Start Information provided

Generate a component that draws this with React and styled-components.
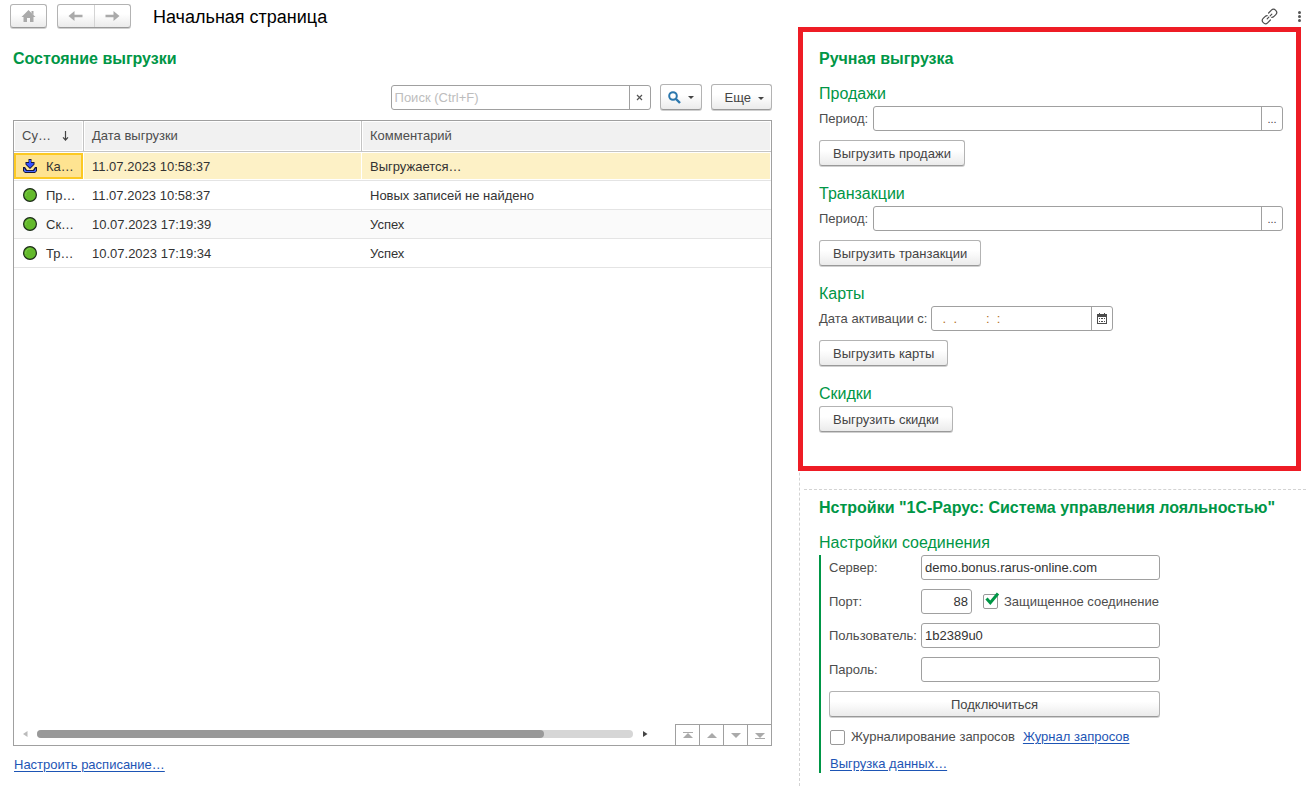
import React from 'react'
import styled, { createGlobalStyle, css } from 'styled-components'


const GlobalStyle = createGlobalStyle`
    * {
        box-sizing: border-box;
    }
    body {
        margin: 0;
        background: #fff;
        color: #333;
        font-family: "Liberation Sans", Arial, sans-serif;
        font-size: 13px;
        line-height: 18px;
    }
    button, input {
        font: inherit;
        color: inherit;
    }
`;

const Page = styled.div`
    display: flex;
    flex-direction: column;
    min-height: 100vh;
`;

/* Header */

const Header = styled.header`
    display: flex;
    align-items: center;
    height: 32px;
    padding: 0 5px 0 10px;
`;
const PageTitle = styled.h1`
    flex: 1;
    margin: 0 0 0 22px;
    padding-top: 2px;
    color: #000;
    font-size: 18px;
    font-weight: 400;
    line-height: 24px;
`;
const raised = css`
    border: 1px solid #b3b3b3;
    border-bottom-color: #999;
    border-radius: 3px;
    background: linear-gradient(#fff 40%, #ebebeb);
    box-shadow: 0 1px 0 #d0d0d0;
`;
const HomeButton = styled.button`
    ${raised}
    display: flex;
    align-items: center;
    justify-content: center;
    width: 37px;
    height: 24px;
    padding: 0;
    margin-right: 10px;
`;
const NavGroup = styled.div`
    ${raised}
    display: flex;
    width: 74px;
    height: 24px;
`;
const NavButton = styled.button`
    display: flex;
    flex: 1;
    align-items: center;
    justify-content: center;
    padding: 0;
    border: 0;
    background: none;

    & + & {
        border-left: 1px solid #d4d4d4;
    }
`;
const PlainButton = styled.button`
    display: flex;
    padding: 0;
    margin-left: ${({ $gap }) => $gap || 0}px;
    border: 0;
    background: none;
`;

/* Columns */

const Columns = styled.main`
    display: grid;
    flex: 1;
    grid-template-columns: minmax(0, 799fr) minmax(0, 507fr);
`;
const LeftColumn = styled.section`
    display: flex;
    flex-direction: column;
    padding: 17px 27px 11px 13px;
`;
const RightColumn = styled.div`
    padding: 0 0 13px 3px;
    border-left: 1px dashed #d3d3d3;
`;
const Title = styled.h2`
    margin: 0;
    color: #009646;
    font-size: 16px;
    font-weight: 700;
    line-height: 20px;
`;
const Subtitle = styled.h3`
    margin: 0 0 1px;
    color: #009646;
    font-size: 16px;
    font-weight: 400;
    line-height: 22px;
`;
const Link = styled.a`
    color: #1d55b5;
    text-decoration: underline;
    text-underline-offset: 2px;
`;
const ScheduleLink = styled(Link)`
    align-self: flex-start;
    margin: 9px 0 0 1px;
    line-height: 20px;
`;
const Button = styled.button`
    ${raised}
    display: flex;
    align-items: center;
    justify-content: center;
    width: ${({ $wide }) => ($wide ? '100%' : 'auto')};
    height: 26px;
    padding: 2px 13px 0;
    margin-bottom: 1px;
    color: #444;
    white-space: nowrap;
`;
const SearchButton = styled(Button)`
    gap: 7px;
    padding: 0 7px;
`;
const MoreButton = styled(Button)`
    gap: 7px;
    padding: 2px 7px 0 13px;
`;

/* Inputs */

const InputBox = styled.div`
    display: flex;
    flex: ${({ $width }) => ($width ? `0 0 ${$width}px` : '1')};
    min-width: 0;
    height: 25px;
    border: 1px solid #a0a0a0;
    border-radius: 3px;
    background: #fff;
`;
const TextInput = styled.input`
    flex: 1;
    width: 100%;
    min-width: 0;
    padding: 0 3px;
    border: 0;
    outline: 0;
    background: none;
    color: ${({ $mask }) => ($mask ? '#b5701f' : '#333')};
    text-align: ${({ $right }) => ($right ? 'right' : 'left')};

    &::placeholder {
        color: #bdbdbd;
        opacity: 1;
    }
`;
const InputButton = styled.button`
    display: flex;
    flex: 0 0 21px;
    align-items: center;
    justify-content: center;
    padding: 0;
    border: 0;
    border-left: 1px solid #a0a0a0;
    background: none;
    color: #444;
    font-size: 11px;
`;
const Label = styled.label`
    flex: none;
    width: ${({ $width }) => ($width ? `${$width}px` : 'auto')};
    color: #4d4d4d;
`;

/* Table */

const Toolbar = styled.div`
    display: flex;
    align-items: center;
    justify-content: flex-end;
    gap: 9px;
    height: 27px;
    margin: 15px 0 9px;
`;
const Frame = styled.div`
    display: flex;
    flex: 1;
    flex-direction: column;
    border: 1px solid #a0a0a0;
`;
const TableArea = styled.div`
    flex: 1;
`;
const Table = styled.table`
    width: 100%;
    border-collapse: separate;
    border-spacing: 0;
    table-layout: fixed;
`;
const Th = styled.th`
    width: ${({ $width }) => ($width ? `${$width}px` : 'auto')};
    height: 31px;
    padding: 0 8px;
    border-bottom: 1px solid #c4c4c4;
    background: #f1f1f1;
    box-shadow: inset 0 0 0 1px #fff;
    color: #4d4d4d;
    font-weight: 400;
    text-align: left;

    &:not(:last-child) {
        border-right: 1px solid #c4c4c4;
    }
`;
const HeadCell = styled.div`
    display: flex;
    align-items: center;
    justify-content: space-between;
    padding-right: 6px;
`;
const Td = styled.td`
    height: 29px;
    padding: 2px 8px 0;
    border-bottom: 1px solid #e4e4e4;
    white-space: nowrap;

    &:first-child {
        padding: 0;
    }
`;
const Tr = styled.tr`
    &:nth-child(odd) {
        background: #fafafa;
    }
    &:nth-child(even) {
        background: #fff;
    }
    &:first-child {
        background: #fdf1c6;
    }
    &:first-child td {
        box-shadow: inset 0 1px 0 #fff, inset 0 -1px 0 #fff, inset -1px 0 0 #fff;
    }
`;
const EntityCell = styled.div`
    display: flex;
    align-items: center;
    gap: 9px;
    height: 26px;
    margin-right: 1px;
    padding-left: 7px;
    border: 2px solid ${({ $active }) => ($active ? '#fcc922' : 'transparent')};
    background: ${({ $active }) => ($active ? '#fee391' : 'none')};
`;
const EntityName = styled.span`
    padding-top: 2px;
`;
const Footer = styled.div`
    display: flex;
    align-items: center;
    height: 21px;
    padding-left: 9px;
`;
const ScrollBar = styled.div`
    display: flex;
    flex: 1;
    align-items: center;
    padding-bottom: 2px;
`;
const Track = styled.div`
    flex: 1;
    height: 8px;
    margin: 0 10px 0 9px;
    border-radius: 4px;
    background: #d6d6d6;
`;
const Thumb = styled.div`
    width: ${({ $part }) => $part}%;
    height: 8px;
    border-radius: 4px;
    background: #999;
`;
const Pager = styled.div`
    display: flex;
    align-self: stretch;
    margin-left: 27px;
`;
const PagerButton = styled.button`
    display: flex;
    align-items: center;
    justify-content: center;
    width: 24px;
    padding: 0;
    border: solid #a0a0a0;
    border-width: 1px 0 0 1px;
    background: #fff;
`;

/* Right panels */

const ManualPanel = styled.section`
    min-height: 434px;
    margin: 0 10px 0 0;
    padding: 17px 13px 33px 16px;
    outline: 5px solid #ee1c25;
`;
const Group = styled.div`
    display: flex;
    flex-direction: column;
    align-items: flex-start;
    margin-top: ${({ $first }) => ($first ? 14 : 16)}px;
`;
const Row = styled.div`
    display: flex;
    align-items: center;
    align-self: stretch;
    gap: ${({ $gap }) => $gap || 0}px;
    margin-bottom: ${({ $bottom }) => $bottom || 0}px;
`;
const SettingsPanel = styled.section`
    margin: 23px 0 0 1px;
    padding: 8px 10px 0 15px;
    border-top: 1px dashed #d3d3d3;
`;
const Connection = styled.form`
    display: flex;
    flex-direction: column;
    gap: 9px;
    max-width: 341px;
    padding-left: 8px;
    border-left: 2px solid #009646;
`;
const PortCheck = styled.div`
    margin-left: 11px;
`;
const CheckLabel = styled.label`
    display: flex;
    align-items: center;
    gap: 6px;
    color: #4d4d4d;
    white-space: nowrap;
`;
const CheckWrap = styled.span`
    position: relative;
    display: flex;

    svg {
        position: absolute;
        left: 2px;
        top: -2px;
        display: none;
        pointer-events: none;
    }
    input:checked + svg {
        display: block;
    }
`;
const Check = styled.input`
    width: 15px;
    height: 15px;
    margin: 0;
    appearance: none;
    border: 1px solid #999;
    border-radius: 2px;
    background: #fff;
`;
const BottomLinks = styled.div`
    display: flex;
    align-items: center;
    gap: 8px;
    padding-left: 1px;
`;

/* Icons */

const HomeIcon = () => (
  <svg width="15" height="14" viewBox="0 0 15 14" fill="#aaa">
    <path d="M7.5 1 L14.5 8 H12.5 V13 H9 V9 H6 V13 H2.5 V8 H0.5 Z" />
    <path d="M10.5 2 H12.5 V6 L10.5 4 Z" />
  </svg>
)

const ArrowIcon = ({ right }) => (
  <svg width="15" height="12" viewBox="0 0 15 12" fill="#aaa">
    <path d={right ? 'M0.5 4.7 H8.5 V1 L14.5 6 L8.5 11 V7.3 H0.5 Z' : 'M14.5 4.7 H6.5 V1 L0.5 6 L6.5 11 V7.3 H14.5 Z'} />
  </svg>
)

const ChainIcon = () => (
  <svg width="17" height="17" viewBox="0 0 17 17" fill="none" stroke="#4d4d4d" strokeWidth="1.2" strokeLinecap="round">
    <path d="M7.6 5 L10.4 2.2 C11.6 1 13.4 1 14.7 2.3 C16 3.6 16 5.4 14.8 6.6 L13 8.4 C12.2 9.2 11.4 9.4 10.8 9.4" />
    <path d="M9.4 12 L6.6 14.8 C5.4 16 3.6 16 2.3 14.7 C1 13.4 1 11.6 2.2 10.4 L4 8.6 C4.8 7.8 5.6 7.6 6.2 7.6" />
    <path d="M6.2 10.8 L7.8 9.2 M9.2 7.8 L10.8 6.2" />
  </svg>
)

const DotsIcon = () => (
  <svg width="3" height="11" viewBox="0 0 3 11" fill="#555">
    <circle cx="1.5" cy="1.5" r="1.5" />
    <circle cx="1.5" cy="5.5" r="1.5" />
    <circle cx="1.5" cy="9.5" r="1.5" />
  </svg>
)

const SearchIcon = () => (
  <svg width="13" height="13" viewBox="0 0 13 13" fill="none" stroke="#2b77ad">
    <circle cx="5" cy="5" r="3.8" strokeWidth="2" />
    <path d="M8 8 L12 12" strokeWidth="2.4" />
  </svg>
)

const CaretIcon = () => (
  <svg width="6" height="3" viewBox="0 0 6 3" fill="#444">
    <path d="M0 0 H6 L3 3 Z" />
  </svg>
)

const CrossIcon = () => (
  <svg width="7" height="7" viewBox="0 0 7 7" stroke="#555" strokeWidth="1.2">
    <path d="M1 1 L6 6 M6 1 L1 6" />
  </svg>
)

const SortIcon = () => (
  <svg width="7" height="10" viewBox="0 0 7 10" fill="none" stroke="#444" strokeWidth="1.2">
    <path d="M3.5 0 V9 M1 6.3 L3.5 9 L6 6.3" />
  </svg>
)

const DownloadIcon = () => (
  <svg width="14" height="14" viewBox="0 0 14 14">
    <path d="M0 8 H2 L4 11 H10 L12 8 H14 V12 L12 14 H2 L0 12 Z" fill="#16163c" />
    <path d="M1 9 L3 12 H11 L13 9 V12 L12 13 H2 L1 12 Z" fill="#4a6bff" />
    <path d="M5.5 0 H8.5 V3 H11.5 V5.5 L7 10 L2.5 5.5 V3 H5.5 Z" fill="#16163c" />
    <path d="M6 1 H8 V4 H10.6 V5.2 L7 8.8 L3.4 5.2 V4 H6 Z" fill="#3350ff" />
  </svg>
)

const OkIcon = () => (
  <svg width="14" height="14" viewBox="0 0 14 14">
    <circle cx="7" cy="7" r="6.4" fill="#63b92b" stroke="#1d2b1a" strokeWidth="1.2" />
    <path d="M2.8 8 A4.4 4.4 0 0 1 7.5 2.6" fill="none" stroke="#7ccc48" />
  </svg>
)

const CalendarIcon = () => (
  <svg width="10" height="11" viewBox="0 0 10 11" shapeRendering="crispEdges">
    <path d="M0 1 H10 V11 H0 Z" fill="#4d4d4d" />
    <path d="M1 4 H9 V10 H1 Z" fill="#fff" />
    <path d="M2 0 H3 V2 H2 Z M7 0 H8 V2 H7 Z" fill="#4d4d4d" />
    <path d="M2 5 H3 V6 H2 Z M4 5 H6 V6 H4 Z M7 5 H8 V6 H7 Z M2 8 H3 V9 H2 Z M4 8 H6 V9 H4 Z M7 8 H8 V9 H7 Z" fill="#4d4d4d" />
  </svg>
)

const TickIcon = () => (
  <svg width="15" height="14" viewBox="0 0 15 14" fill="none" stroke="#009646" strokeWidth="3">
    <path d="M1.5 6.5 L5.3 10.8 L13 1.5" />
  </svg>
)

const ScrollArrow = ({ right }) => (
  <svg width="5" height="6" viewBox="0 0 5 6" fill={right ? '#444' : '#bbb'}>
    <path d={right ? 'M0 0 L4.5 3 L0 6 Z' : 'M4.5 0 L0 3 L4.5 6 Z'} />
  </svg>
)

const PagerIcon = ({ down, bar }) => (
  <svg width="10" height="7" viewBox="0 0 10 7" fill="#aaa">
    <path d={down ? 'M0 1 H10 L5 6 Z' : 'M0 6 H10 L5 1 Z'} />
    {bar && <path d={down ? 'M0 6 H10 V7 H0 Z' : 'M0 0 H10 V1 H0 Z'} />}
  </svg>
)

const rows = [
  { name: 'Ка…', date: '11.07.2023 10:58:37', comment: 'Выгружается…', loading: true },
  { name: 'Пр…', date: '11.07.2023 10:58:37', comment: 'Новых записей не найдено' },
  { name: 'Ск…', date: '10.07.2023 17:19:39', comment: 'Успех' },
  { name: 'Тр…', date: '10.07.2023 17:19:34', comment: 'Успех' },
]

const ExportState = () => {
  return (
    <LeftColumn>
        <Title>Состояние выгрузки</Title>
        <Toolbar>
            <InputBox $width={260}>
                <TextInput type='text' placeholder='Поиск (Ctrl+F)' aria-label='Поиск' />
                <InputButton type='button' aria-label='Очистить'><CrossIcon /></InputButton>
            </InputBox>
            <SearchButton type='button' aria-label='Найти'><SearchIcon /><CaretIcon /></SearchButton>
            <MoreButton type='button'>Еще<CaretIcon /></MoreButton>
        </Toolbar>
        <Frame>
            <TableArea>
                <Table>
                    <thead>
                        <tr>
                            <Th $width={70}><HeadCell>Су…<SortIcon /></HeadCell></Th>
                            <Th $width={278}>Дата выгрузки</Th>
                            <Th>Комментарий</Th>
                        </tr>
                    </thead>
                    <tbody>
                        {rows.map((row) => (
                            <Tr key={row.name}>
                                <Td>
                                    <EntityCell $active={row.loading}>
                                        {row.loading ? <DownloadIcon /> : <OkIcon />}
                                        <EntityName>{row.name}</EntityName>
                                    </EntityCell>
                                </Td>
                                <Td>{row.date}</Td>
                                <Td>{row.comment}</Td>
                            </Tr>
                        ))}
                    </tbody>
                </Table>
            </TableArea>
            <Footer>
                <ScrollBar>
                    <ScrollArrow />
                    <Track><Thumb $part={85} /></Track>
                    <ScrollArrow right />
                </ScrollBar>
                <Pager>
                    <PagerButton type='button' aria-label='В начало'><PagerIcon bar /></PagerButton>
                    <PagerButton type='button' aria-label='Вверх'><PagerIcon /></PagerButton>
                    <PagerButton type='button' aria-label='Вниз'><PagerIcon down /></PagerButton>
                    <PagerButton type='button' aria-label='В конец'><PagerIcon down bar /></PagerButton>
                </Pager>
            </Footer>
        </Frame>
        <ScheduleLink href='#schedule'>Настроить расписание…</ScheduleLink>
    </LeftColumn>
  )
}

const PeriodGroup = ({ id, title, action, first }) => {
  return (
    <Group $first={first}>
        <Subtitle>{title}</Subtitle>
        <Row $gap={5} $bottom={9}>
            <Label htmlFor={id}>Период:</Label>
            <InputBox>
                <TextInput id={id} type='text' />
                <InputButton type='button' aria-label='Выбрать период'>...</InputButton>
            </InputBox>
        </Row>
        <Button type='button'>{action}</Button>
    </Group>
  )
}

const ManualExport = () => {
  return (
    <ManualPanel>
        <Title>Ручная выгрузка</Title>
        <PeriodGroup first id='sales' title='Продажи' action='Выгрузить продажи' />
        <PeriodGroup id='transactions' title='Транзакции' action='Выгрузить транзакции' />
        <Group>
            <Subtitle>Карты</Subtitle>
            <Row $gap={4} $bottom={9}>
                <Label htmlFor='activation'>Дата активации с:</Label>
                <InputBox $width={182}>
                    <TextInput id='activation' type='text' $mask defaultValue={'  .  .        :  :'} />
                    <InputButton type='button' aria-label='Календарь'><CalendarIcon /></InputButton>
                </InputBox>
            </Row>
            <Button type='button'>Выгрузить карты</Button>
        </Group>
        <Group>
            <Subtitle>Скидки</Subtitle>
            <Button type='button'>Выгрузить скидки</Button>
        </Group>
    </ManualPanel>
  )
}

const Checkbox = ({ children, ...rest }) => (
  <CheckLabel>
    <CheckWrap>
        <Check type='checkbox' {...rest} />
        <TickIcon />
    </CheckWrap>
    {children}
  </CheckLabel>
)

const Settings = () => {
  return (
    <SettingsPanel>
        <Title>Нстройки "1С-Рарус: Система управления лояльностью"</Title>
        <Group $first>
            <Subtitle>Настройки соединения</Subtitle>
        </Group>
        <Connection>
            <Row>
                <Label htmlFor='server' $width={92}>Сервер:</Label>
                <InputBox><TextInput id='server' type='text' defaultValue='demo.bonus.rarus-online.com' /></InputBox>
            </Row>
            <Row>
                <Label htmlFor='port' $width={92}>Порт:</Label>
                <InputBox $width={51}><TextInput id='port' type='text' $right defaultValue='88' /></InputBox>
                <PortCheck><Checkbox defaultChecked>Защищенное соединение</Checkbox></PortCheck>
            </Row>
            <Row>
                <Label htmlFor='user' $width={92}>Пользователь:</Label>
                <InputBox><TextInput id='user' type='text' defaultValue='1b2389u0' /></InputBox>
            </Row>
            <Row>
                <Label htmlFor='password' $width={92}>Пароль:</Label>
                <InputBox><TextInput id='password' type='password' /></InputBox>
            </Row>
            <Row $bottom={1}>
                <Button type='button' $wide>Подключиться</Button>
            </Row>
            <BottomLinks>
                <Checkbox>Журналирование запросов</Checkbox>
                <Link href='#log'>Журнал запросов</Link>
            </BottomLinks>
            <BottomLinks>
                <Link href='#export'>Выгрузка данных…</Link>
            </BottomLinks>
        </Connection>
    </SettingsPanel>
  )
}

const App = () => {
  return (
    <Page>
        <GlobalStyle />
        <Header>
            <HomeButton type='button' aria-label='Домой'><HomeIcon /></HomeButton>
            <NavGroup>
                <NavButton type='button' aria-label='Назад'><ArrowIcon /></NavButton>
                <NavButton type='button' aria-label='Вперед'><ArrowIcon right /></NavButton>
            </NavGroup>
            <PageTitle>Начальная страница</PageTitle>
            <PlainButton type='button' aria-label='Ссылка'><ChainIcon /></PlainButton>
            <PlainButton type='button' aria-label='Меню' $gap={20}><DotsIcon /></PlainButton>
        </Header>
        <Columns>
            <ExportState />
            <RightColumn>
                <ManualExport />
                <Settings />
            </RightColumn>
        </Columns>
    </Page>
  )
}

export default App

End Information provided

Exercise details:
Tell how many lines of the data above hold the string "React". Give only the number.

Final result:
2